Kiara’s Kavya isn’t framed as a token love interest. She’s a cyber‑ops and field strategist who has history with Vikram and information Kabir badly needs. The film uses her as the person who can see both men from the outside , one slipping off the edge, one racing toward it , and tries to pull them back before the mission turns into pure ego.

War 2

Direction, action and scale

Ayan Mukerji brings his flair for big visual canvases to the spy template: long takes through crowded bazaars, sudden explosions in calm, snow‑clad exteriors, and neon‑lit urban skylines. War 2 is always moving , cars, bikes, wingsuits, trains , but the best‑staged sequences are the close‑quarters ones, where fists, knives and furniture do as much damage as bullets.

The action design mixes grounded hand‑to‑hand with heightened spectacle. One standout is a set‑piece on a rain‑soaked bridge where Kabir and Vikram fight as allies for the first time, moving in a way that looks improvised but clearly comes from two men who read each other in fractions of a second.

Pritam’s music and the background score push momentum more than melody. Themes from War reappear in fragments, twisted slightly to reflect Kabir’s new moral position and Vikram’s entry into the universe. The title cue hits hardest when the film lets the sound drop just before an impossible stunt or a key reveal.

What works

  • The central hook of Kabir vs Vikram never really settles; they are sometimes enemies, sometimes reluctant partners, which keeps their scenes unpredictable.
  • The film gives both men emotional anchors without turning them into melodrama machines. Their pasts inform choices, but don’t hijack the narrative.
  • Kavya’s presence keeps the mission logic from dissolving into pure testosterone. She calls out both men when strategy is being sacrificed for pride.
  • Set‑pieces feel distinct from each other: a claustrophobic apartment raid, a dusty border‑town showdown, a vertigo‑inducing rooftop chase in a foreign capital.

Where it stumbles

War 2 still carries franchise baggage. There are cameos, universe teases and exposition drops clearly designed to service the bigger Spy Universe, which sometimes slows the immediate story. A tighter focus on Kabir, Vikram, Kavya would have helped.

The plot also leans on convenient tech and last‑minute reversals more than once.

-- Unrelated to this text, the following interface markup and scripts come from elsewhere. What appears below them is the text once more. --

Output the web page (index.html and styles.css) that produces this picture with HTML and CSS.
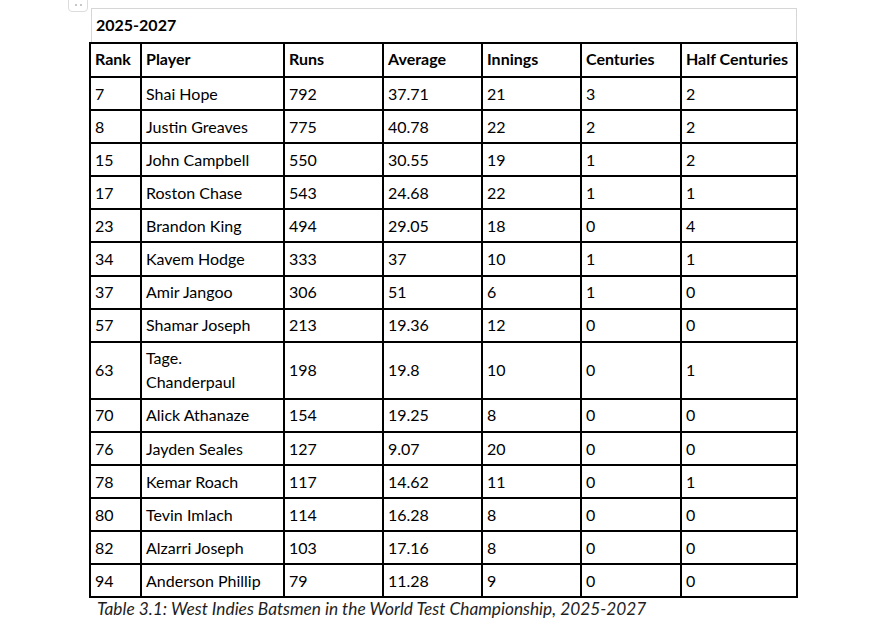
FILE: index.html
```html
<!DOCTYPE html>
<html lang="en">
<head>
<meta charset="utf-8">
<title>West Indies Batsmen</title>
<link rel="stylesheet" href="styles.css">
</head>
<body>
<div class="page">
  <div class="sheet">
    <div class="handle"><span class="dot"></span><span class="dot"></span></div>
    <div class="title">2025-2027</div>
    <table class="stats">
      <colgroup>
        <col class="c-rank"><col class="c-player"><col class="c-num"><col class="c-num"><col class="c-num"><col class="c-cent"><col class="c-half">
      </colgroup>
      <thead>
        <tr><th>Rank</th><th>Player</th><th>Runs</th><th>Average</th><th>Innings</th><th>Centuries</th><th>Half Centuries</th></tr>
      </thead>
      <tbody>
        <tr><td>7</td><td>Shai Hope</td><td>792</td><td>37.71</td><td>21</td><td>3</td><td>2</td></tr>
        <tr><td>8</td><td>Justin Greaves</td><td>775</td><td>40.78</td><td>22</td><td>2</td><td>2</td></tr>
        <tr><td>15</td><td>John Campbell</td><td>550</td><td>30.55</td><td>19</td><td>1</td><td>2</td></tr>
        <tr><td>17</td><td>Roston Chase</td><td>543</td><td>24.68</td><td>22</td><td>1</td><td>1</td></tr>
        <tr><td>23</td><td>Brandon King</td><td>494</td><td>29.05</td><td>18</td><td>0</td><td>4</td></tr>
        <tr><td>34</td><td>Kavem Hodge</td><td>333</td><td>37</td><td>10</td><td>1</td><td>1</td></tr>
        <tr><td>37</td><td>Amir Jangoo</td><td>306</td><td>51</td><td>6</td><td>1</td><td>0</td></tr>
        <tr><td>57</td><td>Shamar Joseph</td><td>213</td><td>19.36</td><td>12</td><td>0</td><td>0</td></tr>
        <tr><td>63</td><td>Tage.<br>Chanderpaul</td><td>198</td><td>19.8</td><td>10</td><td>0</td><td>1</td></tr>
        <tr><td>70</td><td>Alick Athanaze</td><td>154</td><td>19.25</td><td>8</td><td>0</td><td>0</td></tr>
        <tr><td>76</td><td>Jayden Seales</td><td>127</td><td>9.07</td><td>20</td><td>0</td><td>0</td></tr>
        <tr><td>78</td><td>Kemar Roach</td><td>117</td><td>14.62</td><td>11</td><td>0</td><td>1</td></tr>
        <tr><td>80</td><td>Tevin Imlach</td><td>114</td><td>16.28</td><td>8</td><td>0</td><td>0</td></tr>
        <tr><td>82</td><td>Alzarri Joseph</td><td>103</td><td>17.16</td><td>8</td><td>0</td><td>0</td></tr>
        <tr><td>94</td><td>Anderson Phillip</td><td>79</td><td>11.28</td><td>9</td><td>0</td><td>0</td></tr>
      </tbody>
    </table>
    <div class="caption">Table 3.1: West Indies Batsmen in the World Test Championship, 2025-2027</div>
  </div>
</div>
</body>
</html>
```
FILE: styles.css
```css
html, body {
  margin: 0;
  padding: 0;
  background: #ffffff;
}

body {
  font-family: Lato, "Open Sans", "Liberation Sans", sans-serif;
  color: #000;
}

.page {
  padding: 8px 0 0 89px;
}

.sheet {
  position: relative;
  width: 708px;
}

.handle {
  position: absolute;
  left: -21px;
  top: -14px;
  width: 20px;
  height: 18px;
  box-sizing: border-box;
  border: 1px solid #dcdcdc;
  border-radius: 4px;
  background: #fff;
  display: flex;
  align-items: flex-end;
  justify-content: center;
  gap: 3px;
  padding-bottom: 5px;
}

.dot {
  width: 2px;
  height: 2px;
  border-radius: 50%;
  background: #b5b5b5;
}

.title {
  margin-left: 2px;
  border: 1px solid #d6d6d6;
  border-bottom: 0;
  height: 33px;
  line-height: 32px;
  padding-left: 4px;
  font-weight: bold;
  font-size: 16px;
}

.stats {
  border-collapse: collapse;
  table-layout: fixed;
  width: 708px;
  font-size: 16px;
}

.c-rank { width: 51px; }
.c-player { width: 143px; }
.c-num { width: 99px; }
.c-cent { width: 100px; }
.c-half { width: 116px; }

.stats th,
.stats td {
  border: 2px solid #000;
  padding: 3.6px 4px 3.5px 4px;
  line-height: 24px;
  text-align: left;
  vertical-align: middle;
  white-space: nowrap;
}

.stats th {
  font-weight: bold;
  padding-top: 3px;
  padding-bottom: 5px;
}

.caption {
  font-style: italic;
  font-size: 17.3px;
  color: #1e1e1e;
  padding-left: 8px;
  margin-top: 0;
}
```
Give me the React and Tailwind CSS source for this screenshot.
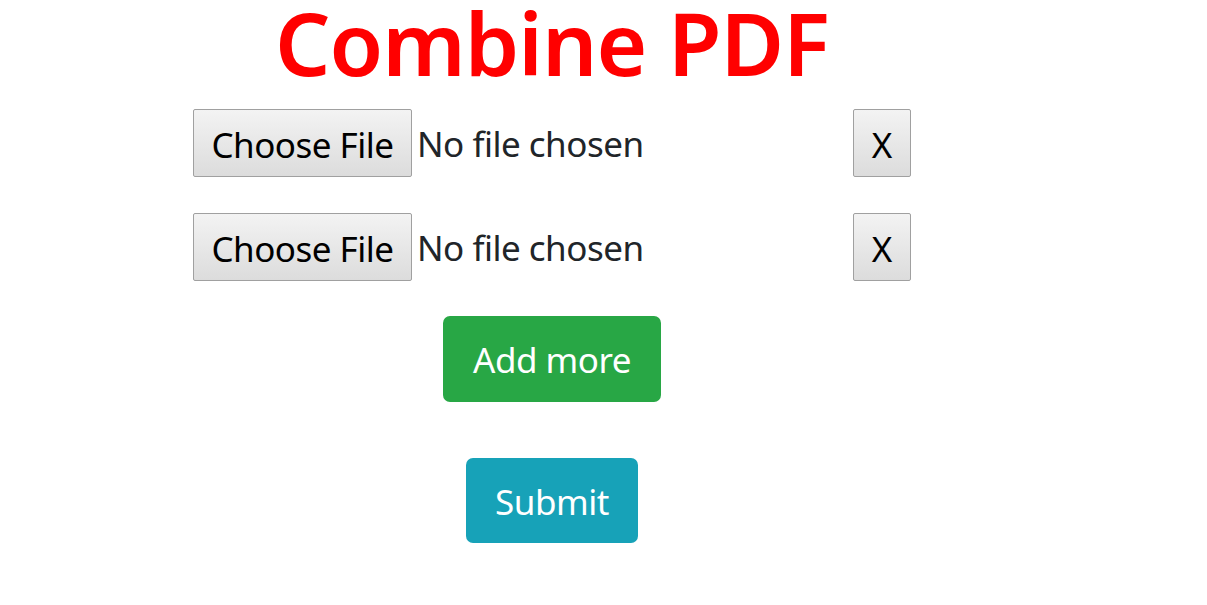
export default function App() {
  const rows = [0, 1]

  return (
    <div className="w-[1104px] flex flex-col items-center font-['Noto_Sans',sans-serif] text-[#212529] bg-white">
      {/* Title */}
      <h1 className="pt-[3px] h-[81px] leading-[78px] text-[87px] font-semibold text-[#ff0000] tracking-[-1px]">
        Combine PDF
      </h1>

      {/* File rows */}
      <div className="mt-[28px] flex flex-col gap-[36px]">
        {rows.map((r) => (
          <div key={r} className="flex items-center">
            <div className="w-[656px] flex items-center">
              <button className="w-[219px] h-[68px] pt-[2px] border border-[#a0a0a0] rounded-[2px] bg-gradient-to-b from-[#f3f3f3] to-[#dcdcdc] text-black text-[35px] leading-none tracking-[-0.5px]">
                Choose File
              </button>
              <span className="ml-[5px] mt-[3px] text-[35px] tracking-[-0.5px] text-[#212529]">No file chosen</span>
            </div>
            <button className="ml-[4px] w-[58px] h-[68px] pt-[2px] border border-[#a0a0a0] rounded-[2px] bg-gradient-to-b from-[#f3f3f3] to-[#dcdcdc] text-black text-[35px] leading-none">
              X
            </button>
          </div>
        ))}
      </div>

      {/* Add more */}
      <button className="mt-[35px] w-[218px] h-[86px] pt-[3px] rounded-[7px] bg-[#28a745] text-white text-[35px] tracking-[-0.5px]">
        Add more
      </button>

      {/* Submit */}
      <button className="mt-[56px] w-[172px] h-[85px] pt-[3px] rounded-[7px] bg-[#17a2b8] text-white text-[35px] tracking-[-0.5px]">
        Submit
      </button>
    </div>
  )
}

Data appears at just the right time, gadgets solve problems that should have cost blood, and a couple of twists are easier felt as “okay, they had to set up the next film” than as organic turns.

Emotionally, the film is strongest in its quieter beats, but it doesn’t always trust them, cutting away quickly to another city, another explosion, another briefing. Some viewers will wish the script had taken a few more breaths with its characters.

Audience appeal and impact

As a spectacle, War 2 delivers: two massive stars sharing the screen as rivals and allies, international locations, polished action and enough big‑screen moments to justify a theatrical watch. Fans of Hrithik and Jr NTR get plenty to argue about in terms of who “wins” the film.

As part of the Spy Universe, it expands the map, adds a major new agent and leaves enough threads for future crossovers. Whether you walk out thrilled or slightly exhausted will depend on how much you value character over constant escalation.

Overall verdict

War 2 (2025) is a high‑energy, sometimes messy, but consistently watchable clash between two very different spies stuck on the same impossible mission. It doesn’t reinvent the genre and occasionally trips over its own ambition, yet whenever Kabir and Vikram share the frame, the film finds the sharp, dangerous pulse it’s chasing.